“This paper is short on data, as its authors admit, and community lenders view it as long on conjecture.”
The paper contains a basic error so glaring it casts doubt on the paper’s overall academic rigor; namely, it states more than once that VA mortgage lending, and thus non-bank lenders’ presence in this field, constitutes its own marked risk factor. However, VA loan defaults have been the lowest among mortgage channels, including conventional mortgages, for many years, and VA loan performance during the Great Recession did not deteriorate as did other mortgage channels. The authors’ lack of rigor here does a distinct disservice to veterans and active duty personnel. *(Read as pdf)
While true that Congress designed the FHA program to reach audiences beyond suburban ones, with the concomitant lower average FICO scores, carefully and truthfully underwritten FHA loans facilitate economic opportunity and growth without excessive risk. Community lenders have served this marketplace successfully for many years, even as large banks departed it. For our neighborhoods where large bank branches are not to be found, community lenders with FHA product provide a risk-controlled way for American families to escape ever-escalating rents and achieve a degree of economic security.
The paper avoids any mention of the Dodd-Frank qualified mortgage rule and any analysis how it has changed the marketplace. This is a distinctly perplexing oversight.
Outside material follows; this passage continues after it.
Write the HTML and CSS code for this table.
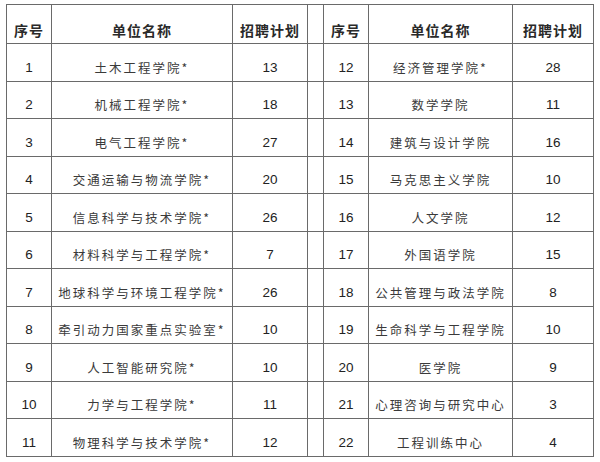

Further, the Federal Reserve’s record of mortgage market clairvoyance hardly merits approbation. A former chair proclaimed famously to Congress in 2007 that the subprime crisis was “contained,” and a different FRB chair earlier brushed aside timely warnings from the late Gov. Gramlich concerning the need to stop overt and reckless subprime lending activity.
And while non-bank community lenders do have to raise money without direct taxpayer subsidies–they do not have deposit insurance, cannot belong to the FHLB bank system, did not receive TARP money, and do not have access to extremely cheap (and thus potentially market-distortive) Fed window money, the authors do not examine the (market-discipline) benefits of this greater reliance on private sources of liquidity. Nor do the authors examine how community lenders’ fine and mortgage put-back restitution models — where any such funds come directly from the owners’ own pockets — provide an ongoing higher degree of quality control relative to that of large publicly-traded financial organizations, where any such payments come from indemnification/charge-off accounts, and executives committing errors/fraud therein need never surrender one Jeffersonian nickel from their own pockets.
The paper needs far more analysis and work, unless its chief goal is political in nature.
This statement rendered on behalf of the Board of CMLA, a trade association dedicated solely to advocating for independent, community-based residential mortgage lenders, both mortgage companies and community banks. Founded in 2009, the CMLA is committed to the preservation of a thriving independent mortgage-lending sector, which increases competition in the industry and thus provides borrowers with greater choice and lower costs.
Mr. Zimmer is a US Army veteran who purchased his first home with a VA mortgage.
*the problem of VA IRRRL refi “churning” has been identified appropriately and Congress and two agencies are working to correct this.